By process of illumination: Revealing the causes of dramatic anharmonicity in CH$ _{3} $NH$ _{3} $PbI$ _{3} $ with Raman scattering

Motivated by promising photovoltaic performance, recent works have established halide perovskites as a unique class of semiconductors. Recent evidence links their novel optoelectronic responses to pronounced electron-phonon interactions that stem from strongly anharmonic lattice fluctuations. Here, we reveal the microscopic mechanisms that lead to the strong structural anharmonicity in methylammonium lead iodide (MAPI). Our findings are based on Raman polarizationorientation measurements and first-principles molecular dynamics (MD) across the phase sequence of the crystal. We identify two mechanisms that lead to strong anharmonicity and differ in their temperature dependence. The first is the abrupt breaking of hydrogen bonds, which unlocks the PbI$_6$ octahedra from the methylammonium molecules.
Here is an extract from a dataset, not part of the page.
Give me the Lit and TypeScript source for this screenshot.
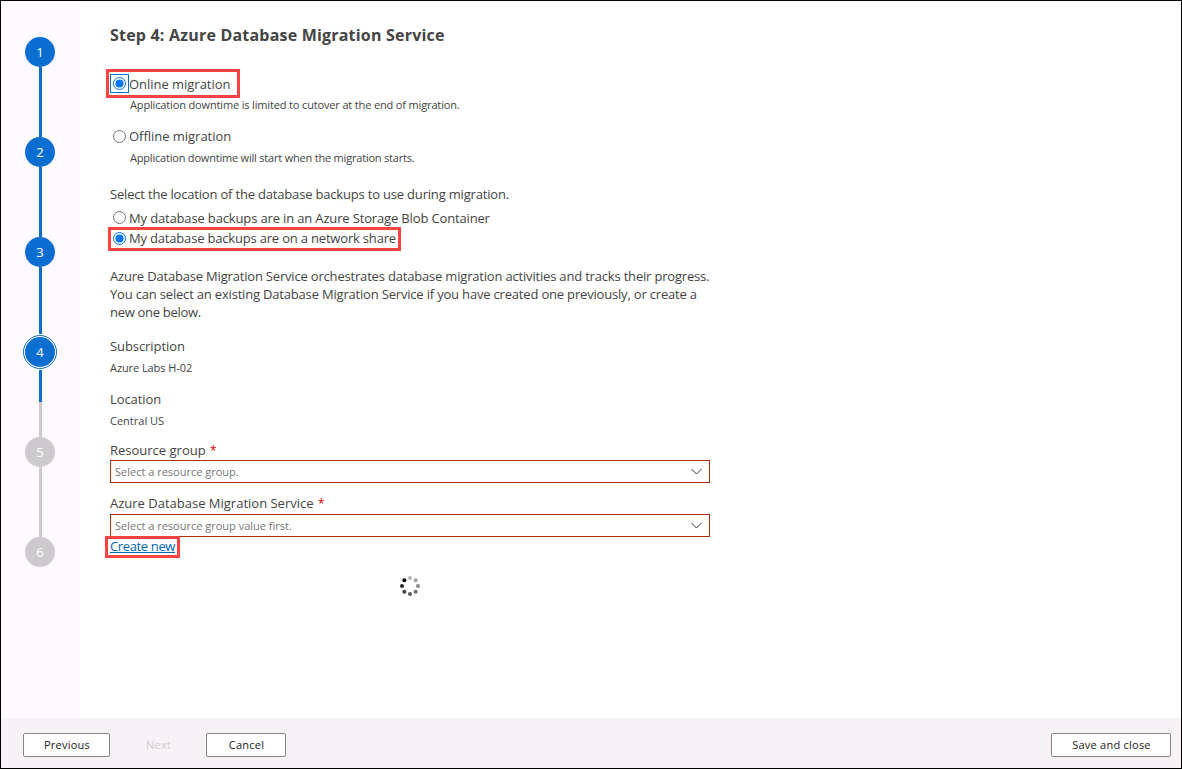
import { LitElement, html, css, svg } from "lit";
import { customElement, property } from "lit/decorators.js";
import { classMap } from "lit/directives/class-map.js";

@customElement("radio-dot")
class RadioDot extends LitElement {
  @property({ type: Boolean }) checked = false;
  static styles = css`
    :host { display: block; width: 13px; height: 13px; }
    svg { display: block; }
  `;
  render() {
    return html`<svg width="13" height="13" viewBox="0 0 13 13">
      <circle cx="6.5" cy="6.5" r="6" fill="#fff" stroke=${this.checked ? "#0075ff" : "#767676"}></circle>
      ${this.checked ? svg`<circle cx="6.5" cy="6.5" r="4" fill="#0075ff"></circle>` : ""}
    </svg>`;
  }
}

@customElement("wizard-steps")
class WizardSteps extends LitElement {
  @property({ type: Number }) current = 4;
  static styles = css`
    :host { display: flex; flex-direction: column; align-items: center; width: 78px; padding-top: 36px; box-sizing: border-box;
      font: 13px/30px "Open Sans", "Noto Sans", sans-serif; color: #fff; }
    .num { width: 30px; height: 30px; border-radius: 50%; background: #0a6ed1; text-align: center; flex: none; }
    .num.todo { background: #cccacd; }
    .num.current { outline: 1px solid #0a6ed1; outline-offset: 1px; }
    .line { width: 3px; height: 70px; margin-left: 1px; background: #0a6ed1; flex: none; }
    .line.before { height: 67px; margin-bottom: 3px; }
    .line.half { height: 67px; margin-top: 3px; background: linear-gradient(#0a6ed1 32px, #cccacd 32px); }
    .line.todo { background: #cccacd; }
  `;
  render() {
    return [1, 2, 3, 4, 5, 6].map(n => html`
      <div class=${classMap({ num: true, current: n === this.current, todo: n > this.current })}>${n}</div>
      ${n < 6 ? html`<div class=${classMap({ line: true, before: n === this.current - 1, half: n === this.current, todo: n > this.current })}></div>` : ""}`);
  }
}

@customElement("drop-down")
class DropDown extends LitElement {
  static styles = css`
    :host { display: flex; align-items: center; justify-content: space-between; box-sizing: border-box; width: 600px; height: 23px;
      border: 1px solid #b22d06; padding: 0 7px 0 4px; background: #fff; color: #767676; font: 11px/16px "Open Sans", "Noto Sans", sans-serif; }
    svg { display: block; }
  `;
  render() {
    return html`<span><slot></slot></span>
      <svg width="11" height="7" viewBox="0 0 11 7"><path d="M.5 1 5.5 6 10.5 1" fill="none" stroke="#333"></path></svg>`;
  }
}

@customElement("app-root")
class AppRoot extends LitElement {
  static styles = css`
    :host { display: block; }
    * { box-sizing: border-box; }
    .frame { width: 1182px; height: 769px; border: 1px solid #000; background: #fff; display: flex; flex-direction: column;
      font: 13px/18px "Open Sans", "Noto Sans", sans-serif; color: #444; overflow: hidden; white-space: nowrap; }
    .main { flex: 1; display: flex; min-height: 0; }
    .rail { width: 79px; background: #fefaff; }
    .content { display: flex; flex-direction: column; align-items: flex-start; padding: 22px 0 0 30px; }
    .title { font-size: 16px; line-height: 24px; font-weight: 700; letter-spacing: 0.2px; }
    .small { font-size: 11px; line-height: 16px; }
    .s1 { letter-spacing: -0.03px; } .s2 { letter-spacing: -0.08px; } .s3 { letter-spacing: -0.15px; }
    .s4 { letter-spacing: -0.185px; } .s5 { letter-spacing: -0.2px; } .s6 { letter-spacing: -0.29px; } .s7 { letter-spacing: -0.36px; }
    .opt { display: flex; align-items: center; height: 18px; padding-left: 3px; gap: 3px; }
    .mark { border: 3px solid #fa4343; }
    .mark.online { height: 29px; width: 134px; margin: 22px 0 0 -4px; padding: 0 0 0 1px; display: flex; align-items: center; }
    .online .focus { border: 1px solid #0078d4; padding: 2px; }
    .mark.share { height: 24px; width: 293px; margin-left: -2px; padding: 0 0 1px 2px; gap: 3px; display: flex; align-items: center; }
    .mark.create { height: 22px; width: 75px; margin: -1px 0 0 -5px; padding-left: 2px; line-height: 14px; position: relative; }
    .link { color: #0065b3; text-decoration: underline; }
    .low { padding-top: 2px; } .high { padding-bottom: 2px; }
    .indent { padding-left: 20px; }
    .req { color: #e00000; margin-left: 1px; font-size: 12px; line-height: 1; }
    .m1 { margin-top: -1px; } .m14 { margin-top: 14px; } .m5 { margin-top: 5px; } .m19 { margin-top: 19px; } .m6 { margin-top: 5px; margin-bottom: 1px; }
    .m16 { margin-top: 16px; } .m11 { margin-top: 11px; } .m12 { margin-top: 12px; } .g1 { margin-top: 1px; } .g2 { margin-top: 2px; }
    .spinner { width: 600px; display: flex; justify-content: center; margin-top: 17px; }
    .footer { height: 50px; background: #f7f2f6; display: flex; align-items: center; padding: 4px 10px 0 22px; font-size: 11px; color: #222; letter-spacing: 0.24px; }
    .btn { height: 24px; line-height: 22px; border: 1px solid #8a8886; border-radius: 2px; background: #fff; text-align: center; padding-left: 1px; }
    .btn.flat { border-color: transparent; background: none; color: #d0cdd0; }
    .w87 { width: 87px; } .w80 { width: 80px; } .w120 { width: 120px; margin-left: auto; } .next { width: 96px; }
  `;
  render() {
    const dots = ["#b5b5b5", "#a0a0a0", "#888", "#6e6e6e", "#585858", "#404040", "#262626", "#000"];
    return html`<div class="frame">
      <div class="main">
        <div class="rail"><wizard-steps></wizard-steps></div>
        <div class="content">
          <div class="title">Step 4: Azure Database Migration Service</div>
          <div class="mark online"><span class="focus"><radio-dot checked></radio-dot></span><span class="s1">Online migration</span></div>
          <div class="small indent m1 s3">Application downtime is limited to cutover at the end of migration.</div>
          <div class="opt m14 s1"><radio-dot></radio-dot><span>Offline migration</span></div>
          <div class="small indent m5 s5">Application downtime will start when the migration starts.</div>
          <div class="m19 s4">Select the location of the database backups to use during migration.</div>
          <div class="opt m6 s3"><radio-dot></radio-dot><span class="low">My database backups are in an Azure Storage Blob Container</span></div>
          <div class="mark share s4"><radio-dot checked></radio-dot><span class="high">My database backups are on a network share</span></div>
          <div class="m16 s4">Azure Database Migration Service orchestrates database migration activities and tracks their progress.<br>You can select an existing Database Migration Service if you have created one previously, or create a<br><span class="s6">new one below.</span></div>
          <div class="m16 s2">Subscription</div>
          <div class="small m5 s2">Azure Labs H-02</div>
          <div class="m14 s2">Location</div>
          <div class="small m5">Central US</div>
          <div class="m12">Resource group <span class="req">*</span></div>
          <drop-down class="g1">Select a resource group.</drop-down>
          <div class="m11">Azure Database Migration Service <span class="req">*</span></div>
          <drop-down class="g2">Select a resource group value first.</drop-down>
          <div class="mark create"><span class="link s7">Create new</span></div>
          <div class="spinner"><svg width="22" height="22" viewBox="-11 -11 22 22">${dots.map((c, i) => svg`<circle cx=${8 * Math.sin(i * Math.PI / 4)} cy=${-8 * Math.cos(i * Math.PI / 4)} r="2" fill=${c}></circle>`)}</svg></div>
        </div>
      </div>
      <div class="footer">
        <div class="btn w87">Previous</div><div class="btn flat next">Next</div><div class="btn w80">Cancel</div><div class="btn w120">Save and close</div>
      </div>
    </div>`;
  }
}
This leads to a phase transition from orthorhombic to tetragonal structure. The second is relaxational movement of the PbI$_6$ octahedra whose anharmonicity continuously strengthens through both the tetragonal and cubic phases. These strongly anharmonic motions limit phonon lifetimes to the point that the phonon picture breaks down. These conclusions transform our understanding of the structural dynamics of the technologically-relevant tetragonal phase of MAPI, whose anharmonic nature has not been previously demonstrated.